La complexité de la situation, la cristallisation d’un malentendu sociétal fondé sur une approche historique de la laïcité spécifique à la société française aujourd’hui remise en cause par de lourdes évolutions sociétales et internationales n’en finit pas de produire des fractures de plus en plus ouvertes depuis des décennies.

Car enfin, dans un pays où les uns et les autres ne cessent de rappeler que la laïcité est le fondement de la société, on cherche désespérément l’endroit où est approché, discuté, enseigné tout ce qui concourt à la formation des esprits sur ce sujet. La laïcité qui est une notion complexe, ne fait pas l’objet, dans nos, écoles et dans nos collèges d’une approche programmatique au même titre que l’histoire ou le français.
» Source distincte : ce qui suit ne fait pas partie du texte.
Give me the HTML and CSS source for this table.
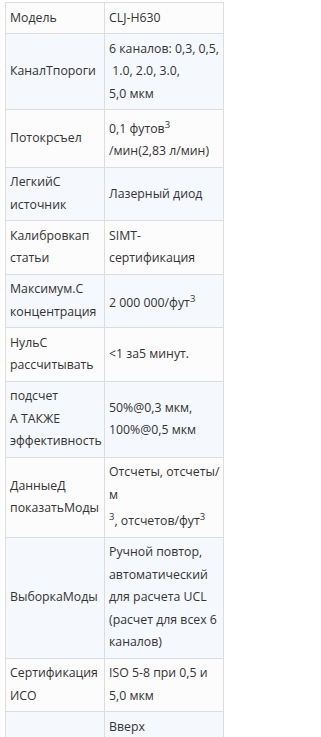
FILE: index.html
```html
<!DOCTYPE html>
<html lang="ru">
<head>
<meta charset="utf-8">
<link rel="stylesheet" href="styles.css">
</head>
<body>
<table class="spec">
<tbody>
<tr><td class="k">Модель</td><td class="v">CLJ-H630</td></tr>
<tr><td class="k">КаналТпороги</td><td class="v">6 каналов: 0,3, 0,5,<br>&nbsp;1.0, 2.0, 3.0,<br>5,0 мкм</td></tr>
<tr><td class="k">Потокрсъел</td><td class="v">0,1 футов<sup>3</sup><br>/мин(2,83 л/мин)</td></tr>
<tr><td class="k">ЛегкийС<br>источник</td><td class="v">Лазерный диод</td></tr>
<tr><td class="k">Калибровкап<br>статьи</td><td class="v">SIMT-<br>сертификация</td></tr>
<tr><td class="k">Максимум.С<br>концентрация</td><td class="v">2 000 000/фут<sup>3</sup></td></tr>
<tr><td class="k">НульС<br>рассчитывать</td><td class="v">&lt;1 за5 минут.</td></tr>
<tr><td class="k">подсчет<br>А ТАКЖЕ<br>эффективность</td><td class="v">50%@0,3 мкм,<br>100%@0,5 мкм</td></tr>
<tr><td class="k">ДанныеД<br>показатьМоды</td><td class="v">Отсчеты, отсчеты/<br>м<br><sup>3</sup>, отсчетов/фут<sup>3</sup></td></tr>
<tr><td class="k">ВыборкаМоды</td><td class="v">Ручной повтор,<br>автоматический<br>для расчета UCL<br>(расчет для всех 6<br>каналов)</td></tr>
<tr><td class="k">Сертификация<br>ИСО</td><td class="v">ISO 5-8 при 0,5 и<br>5,0 мкм</td></tr>
<tr><td class="k">Хранение<br>данных</td><td class="v">Вверх<br>до 10 000<br>записей,<br>экспорт<br>через USB</td></tr>
</tbody>
</table>
</body>
</html>
```
FILE: styles.css
```css
html, body {
  margin: 0;
  padding: 0;
  background: #ffffff;
}
body {
  font-family: "Open Sans", "Noto Sans", sans-serif;
  font-size: 12.3px;
  color: #333333;
}
.spec {
  border-collapse: collapse;
  table-layout: fixed;
  margin: 2px 0 0 5px;
  width: 219px;
}
.spec td {
  border: 1px solid #dddddd;
  padding: 3.75px 4px;
  line-height: 22.5px;
  vertical-align: middle;
  white-space: nowrap;
}
.spec td.k {
  width: 90px;
}
.spec tr:nth-child(odd) td {
  background: #fcfcfc;
}
.spec tr:nth-child(even) td {
  background: #f5f8fd;
}
.spec sup {
  font-size: 9.5px;
  vertical-align: super;
}
```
Ainsi, dans un monde où les individus, notamment dans le parcours scolaire et du fait de la circulation des populations dans nos sociétés, sont confrontés au sein de la même classe, à des histoires, des langues, des traditions et des croyances  variables et multiformes traduisant en cela une mutation en profondeur de la société française, la réaffirmation incantatoire de nos principes républicains, la laïcité, la liberté, l’égalité et la fraternité ne peut suffire, au risque de de voir ces concepts structurés autour d’une idée, d’une loi et d’un projet pour la société se transformer en dogmes désincarnés sans lien avec le réel.

Pour avoir été, comme d’autres en face de ces réalités, en étant enseignant puis directeur d’école dans des milieux « d’éducation prioritaire » où étrangement, la richesse des diversités et des parcours des élèves se confond avec des niveaux sociaux très bas,  j’ai compris assez vite que ces incantations et ces rappels à l’ordre laïque n’avaient de sens pour les élèves que si on les insérait dans  une stratégie globale d’éducation.

Comment imaginer, encore aujourd’hui, que nous n’abordions pas comme un sujet d’étude, très tôt à l’école, des sujets tels que l’histoire des religions dans le cadre d’une initiation à l’anthropologie religieuse ? Pourquoi la laïcité ne fait-elle pas l’objet d’un enseignement spécifique à l’école ? Pourquoi à l’heure où le monde s’organise via des réseaux sociaux n’y a-t-il pas un enseignement doté de contenus d’apprentissages relatifs à l’usage et à l’étude ces moyens de communication ? Pourquoi n’y a-t-il pas obligatoirement des contenus d’apprentissages liés à l’étude et à la lecture critiques d’images ? Pourquoi l’histoire enseignée à l’école et dans les collèges occulte-t-elle toujours autant la réalité historique ? Pourquoi la formation des enseignants est-elle à ce point déconnectée des réalités de terrains ?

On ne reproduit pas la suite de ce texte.